Sen. Craig Estes (R-Wichita Falls) filed companion legislation to Larson’s that has been cosigned by three other senators and remains in committee. Larson has filed two bills and a proposal for a constitutional amendment, each with the same basic goal.
In addition to Larson’s and Estes’ long-term efforts to secure parks funding, a year of statewide economic recovery is fueling support for adjusting this session’s preliminary budget so that all parks would remain open. Legislative Budget Board director Ursula Parks told the house subcommittee responsible for parks funding that the state will have a total of about $89.2 billion to allocate this session, $2 billion more than in 2011 and the first budget surplus since 2007.
Coming out of committee meetings during the last two weeks, two key budget writers, Sen. Tommy Williams (R-The Woodlands) chair of the Senate Finance Committee and Rep. Drew Darby (R-San Angelo) chair of the House finance subcommittee responsible for parks funding, have each publicly stated the department should be fully funded for the next biennium.
Mike Jensen, director of administrative resources for the Texas Parks and Wildlife Department, said the department is encouraged by how the session has started and by the support from legislators. But with state budget cuts in recent sessions having already forced layoffs and reduced hours at some parks, Jensen said the department will not be satisfied that all the state’s parks are safe until it sees the state’s final budget.
“It is going to be a concern we have right up until we see the final conference bill,” Jensen said.
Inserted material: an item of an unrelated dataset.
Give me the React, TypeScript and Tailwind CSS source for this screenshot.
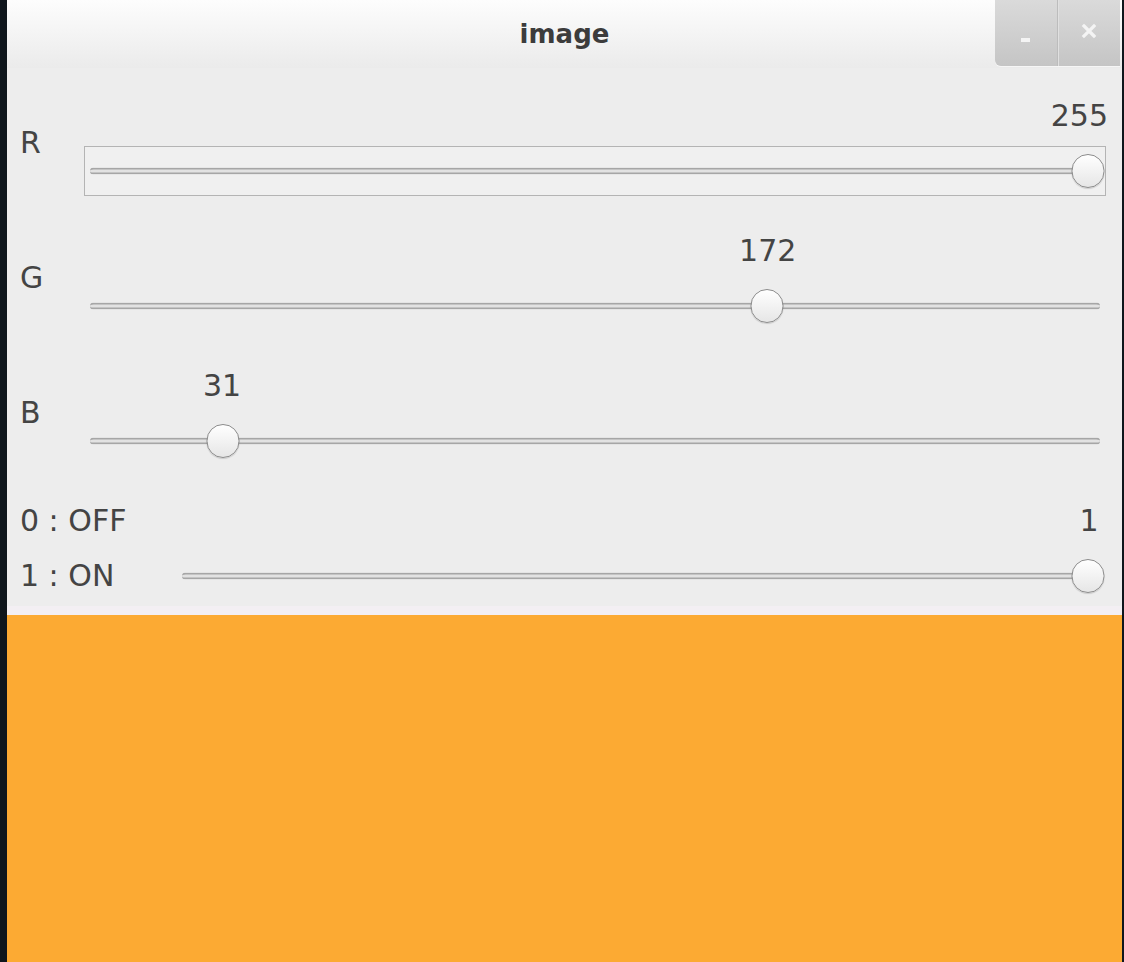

Despite the initial budget proposals that would require up to nine parks to close, neither parks department officials or legislators have started a process to determine which of the state’s 91 operating parks would close, Jensen said. When the legislature recommended the state transfer sites to municipalities last session, the Legislative Budget Board had an outside entity conduct a study to determine which parks to transfer, Jensen said. The Legislature has not started a similar process this year.
The preliminary house version of the budget would give the Parks and Wildlife Department similar appropriations as the last two years, but still almost $10 million less than the $160 million it received in 2008-2009. Jensen said the department needs close to $12 million more than the initial budget drafts give to continue operating as is.